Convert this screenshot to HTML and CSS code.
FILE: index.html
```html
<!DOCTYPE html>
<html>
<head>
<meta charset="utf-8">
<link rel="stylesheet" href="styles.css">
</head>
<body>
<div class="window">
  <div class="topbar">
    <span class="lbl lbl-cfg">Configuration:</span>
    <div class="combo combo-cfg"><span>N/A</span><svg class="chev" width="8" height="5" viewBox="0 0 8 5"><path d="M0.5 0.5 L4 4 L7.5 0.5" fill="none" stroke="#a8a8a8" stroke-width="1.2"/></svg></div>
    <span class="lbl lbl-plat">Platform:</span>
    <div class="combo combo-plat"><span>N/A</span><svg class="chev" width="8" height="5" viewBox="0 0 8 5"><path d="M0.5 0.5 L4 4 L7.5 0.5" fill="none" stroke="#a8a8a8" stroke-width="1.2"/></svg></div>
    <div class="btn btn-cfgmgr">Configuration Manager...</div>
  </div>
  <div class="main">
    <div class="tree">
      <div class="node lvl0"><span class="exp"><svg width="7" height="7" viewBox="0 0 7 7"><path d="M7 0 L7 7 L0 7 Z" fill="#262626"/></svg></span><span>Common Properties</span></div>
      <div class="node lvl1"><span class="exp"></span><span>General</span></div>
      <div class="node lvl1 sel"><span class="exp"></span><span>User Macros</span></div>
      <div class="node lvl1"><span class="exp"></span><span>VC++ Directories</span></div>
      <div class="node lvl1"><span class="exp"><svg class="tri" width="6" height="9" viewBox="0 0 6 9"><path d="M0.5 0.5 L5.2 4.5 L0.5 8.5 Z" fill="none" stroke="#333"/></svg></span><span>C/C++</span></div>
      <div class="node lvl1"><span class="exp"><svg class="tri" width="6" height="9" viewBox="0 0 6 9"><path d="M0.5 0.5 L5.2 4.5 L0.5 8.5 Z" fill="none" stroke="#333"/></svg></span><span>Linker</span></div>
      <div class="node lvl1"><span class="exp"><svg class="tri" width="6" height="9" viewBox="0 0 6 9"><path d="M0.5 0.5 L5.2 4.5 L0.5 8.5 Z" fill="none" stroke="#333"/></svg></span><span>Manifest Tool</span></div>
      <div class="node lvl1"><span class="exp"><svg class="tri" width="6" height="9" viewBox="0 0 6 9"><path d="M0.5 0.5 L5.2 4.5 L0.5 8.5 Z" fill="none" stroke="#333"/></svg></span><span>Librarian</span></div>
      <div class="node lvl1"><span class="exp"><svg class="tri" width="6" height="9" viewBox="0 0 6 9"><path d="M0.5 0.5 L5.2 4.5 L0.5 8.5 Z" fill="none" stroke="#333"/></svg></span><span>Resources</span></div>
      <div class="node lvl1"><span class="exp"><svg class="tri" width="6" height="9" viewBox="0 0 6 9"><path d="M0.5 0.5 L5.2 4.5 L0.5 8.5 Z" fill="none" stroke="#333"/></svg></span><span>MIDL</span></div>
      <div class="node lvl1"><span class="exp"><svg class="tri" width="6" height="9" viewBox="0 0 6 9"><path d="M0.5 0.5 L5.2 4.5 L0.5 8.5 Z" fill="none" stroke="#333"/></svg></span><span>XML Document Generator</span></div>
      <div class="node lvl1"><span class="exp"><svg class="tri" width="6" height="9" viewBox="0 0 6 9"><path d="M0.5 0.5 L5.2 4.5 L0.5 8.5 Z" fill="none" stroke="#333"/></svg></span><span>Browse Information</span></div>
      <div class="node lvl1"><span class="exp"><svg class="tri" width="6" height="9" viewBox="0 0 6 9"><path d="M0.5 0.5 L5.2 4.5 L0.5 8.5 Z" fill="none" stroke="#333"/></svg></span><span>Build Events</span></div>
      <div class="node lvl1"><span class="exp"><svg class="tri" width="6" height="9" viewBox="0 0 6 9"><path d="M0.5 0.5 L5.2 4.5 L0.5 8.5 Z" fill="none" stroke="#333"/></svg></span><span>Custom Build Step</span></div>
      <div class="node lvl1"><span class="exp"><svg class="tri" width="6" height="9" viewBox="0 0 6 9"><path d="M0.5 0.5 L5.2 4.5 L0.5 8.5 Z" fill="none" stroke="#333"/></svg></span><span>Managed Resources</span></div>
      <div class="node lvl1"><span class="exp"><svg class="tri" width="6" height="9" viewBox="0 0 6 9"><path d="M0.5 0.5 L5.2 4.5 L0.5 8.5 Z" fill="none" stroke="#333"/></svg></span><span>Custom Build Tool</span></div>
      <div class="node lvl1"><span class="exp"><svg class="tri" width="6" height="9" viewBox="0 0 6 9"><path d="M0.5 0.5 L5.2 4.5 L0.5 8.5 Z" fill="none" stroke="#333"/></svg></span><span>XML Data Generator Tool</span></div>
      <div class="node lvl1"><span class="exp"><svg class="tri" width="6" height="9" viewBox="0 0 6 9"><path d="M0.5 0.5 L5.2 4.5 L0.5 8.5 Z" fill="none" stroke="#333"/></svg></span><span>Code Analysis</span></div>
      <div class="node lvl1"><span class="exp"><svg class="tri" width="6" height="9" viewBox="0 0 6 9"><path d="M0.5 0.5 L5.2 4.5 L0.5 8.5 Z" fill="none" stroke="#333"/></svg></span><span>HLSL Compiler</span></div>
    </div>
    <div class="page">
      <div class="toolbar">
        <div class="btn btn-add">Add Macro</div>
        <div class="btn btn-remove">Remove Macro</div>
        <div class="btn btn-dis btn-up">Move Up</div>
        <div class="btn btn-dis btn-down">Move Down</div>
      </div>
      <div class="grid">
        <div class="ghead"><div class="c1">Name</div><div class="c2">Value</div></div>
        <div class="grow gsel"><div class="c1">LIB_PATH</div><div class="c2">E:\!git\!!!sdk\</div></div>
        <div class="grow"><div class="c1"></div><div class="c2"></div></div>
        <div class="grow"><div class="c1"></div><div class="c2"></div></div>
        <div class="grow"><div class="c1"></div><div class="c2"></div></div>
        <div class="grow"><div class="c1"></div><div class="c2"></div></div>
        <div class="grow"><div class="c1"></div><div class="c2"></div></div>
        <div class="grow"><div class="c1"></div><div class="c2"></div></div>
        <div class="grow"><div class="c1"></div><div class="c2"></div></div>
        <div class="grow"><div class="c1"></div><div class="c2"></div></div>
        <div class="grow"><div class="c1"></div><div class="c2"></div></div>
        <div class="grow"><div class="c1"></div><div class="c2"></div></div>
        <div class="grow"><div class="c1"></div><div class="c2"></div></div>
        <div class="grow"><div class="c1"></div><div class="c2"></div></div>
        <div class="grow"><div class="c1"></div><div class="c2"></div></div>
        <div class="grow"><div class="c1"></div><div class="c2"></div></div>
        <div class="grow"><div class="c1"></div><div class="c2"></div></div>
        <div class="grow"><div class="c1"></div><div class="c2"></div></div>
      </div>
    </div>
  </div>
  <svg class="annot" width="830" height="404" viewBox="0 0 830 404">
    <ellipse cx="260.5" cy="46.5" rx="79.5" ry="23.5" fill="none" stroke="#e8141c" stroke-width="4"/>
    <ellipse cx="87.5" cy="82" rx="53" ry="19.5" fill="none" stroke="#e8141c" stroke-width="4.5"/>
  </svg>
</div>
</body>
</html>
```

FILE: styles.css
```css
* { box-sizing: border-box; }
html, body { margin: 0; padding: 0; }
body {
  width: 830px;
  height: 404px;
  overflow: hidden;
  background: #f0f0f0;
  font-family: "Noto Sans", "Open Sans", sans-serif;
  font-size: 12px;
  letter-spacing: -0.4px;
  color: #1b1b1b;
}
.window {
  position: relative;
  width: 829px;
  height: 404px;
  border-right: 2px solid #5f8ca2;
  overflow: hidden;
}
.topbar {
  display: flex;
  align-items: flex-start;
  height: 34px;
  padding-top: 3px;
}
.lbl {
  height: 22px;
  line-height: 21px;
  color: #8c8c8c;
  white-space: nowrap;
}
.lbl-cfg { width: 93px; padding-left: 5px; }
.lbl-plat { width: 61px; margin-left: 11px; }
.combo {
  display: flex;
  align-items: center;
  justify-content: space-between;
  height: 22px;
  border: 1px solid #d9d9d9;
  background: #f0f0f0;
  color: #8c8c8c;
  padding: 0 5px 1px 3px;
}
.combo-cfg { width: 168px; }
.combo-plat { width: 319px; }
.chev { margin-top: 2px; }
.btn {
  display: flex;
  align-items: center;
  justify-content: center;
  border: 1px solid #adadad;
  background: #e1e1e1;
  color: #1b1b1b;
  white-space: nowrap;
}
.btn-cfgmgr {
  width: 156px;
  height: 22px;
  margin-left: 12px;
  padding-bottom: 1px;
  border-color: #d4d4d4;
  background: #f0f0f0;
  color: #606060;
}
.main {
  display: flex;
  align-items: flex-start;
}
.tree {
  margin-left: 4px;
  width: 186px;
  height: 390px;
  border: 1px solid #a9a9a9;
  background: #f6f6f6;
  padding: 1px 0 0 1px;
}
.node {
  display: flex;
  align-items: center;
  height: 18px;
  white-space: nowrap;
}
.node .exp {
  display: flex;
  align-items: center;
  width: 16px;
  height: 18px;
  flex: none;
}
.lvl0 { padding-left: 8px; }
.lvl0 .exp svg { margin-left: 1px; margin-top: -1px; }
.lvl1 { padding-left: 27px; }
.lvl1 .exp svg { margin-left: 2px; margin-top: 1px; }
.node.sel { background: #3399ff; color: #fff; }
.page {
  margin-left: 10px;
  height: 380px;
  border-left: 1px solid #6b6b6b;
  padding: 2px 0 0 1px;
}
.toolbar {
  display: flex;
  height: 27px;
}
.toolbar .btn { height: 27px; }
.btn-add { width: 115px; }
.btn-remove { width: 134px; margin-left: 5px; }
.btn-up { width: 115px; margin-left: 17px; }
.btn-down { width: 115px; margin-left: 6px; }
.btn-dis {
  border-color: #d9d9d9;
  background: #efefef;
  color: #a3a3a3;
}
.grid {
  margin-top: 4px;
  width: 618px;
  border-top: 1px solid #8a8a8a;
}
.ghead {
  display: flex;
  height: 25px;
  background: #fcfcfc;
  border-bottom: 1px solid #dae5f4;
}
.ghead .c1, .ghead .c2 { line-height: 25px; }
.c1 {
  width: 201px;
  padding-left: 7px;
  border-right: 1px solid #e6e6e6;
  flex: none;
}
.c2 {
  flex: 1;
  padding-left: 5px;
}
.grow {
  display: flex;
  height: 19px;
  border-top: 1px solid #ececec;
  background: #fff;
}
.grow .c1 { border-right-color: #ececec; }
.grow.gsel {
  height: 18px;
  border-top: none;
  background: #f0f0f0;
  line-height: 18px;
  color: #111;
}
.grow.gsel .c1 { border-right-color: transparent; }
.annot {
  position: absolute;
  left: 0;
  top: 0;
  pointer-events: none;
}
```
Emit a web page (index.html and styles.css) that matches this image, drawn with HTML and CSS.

#####

| TASK |
Show all lines above holding "this".

| SOLUTION TO THE PROBLEM |
Convert this screenshot to HTML and CSS code.
Emit a web page (index.html and styles.css) that matches this image, drawn with HTML and CSS.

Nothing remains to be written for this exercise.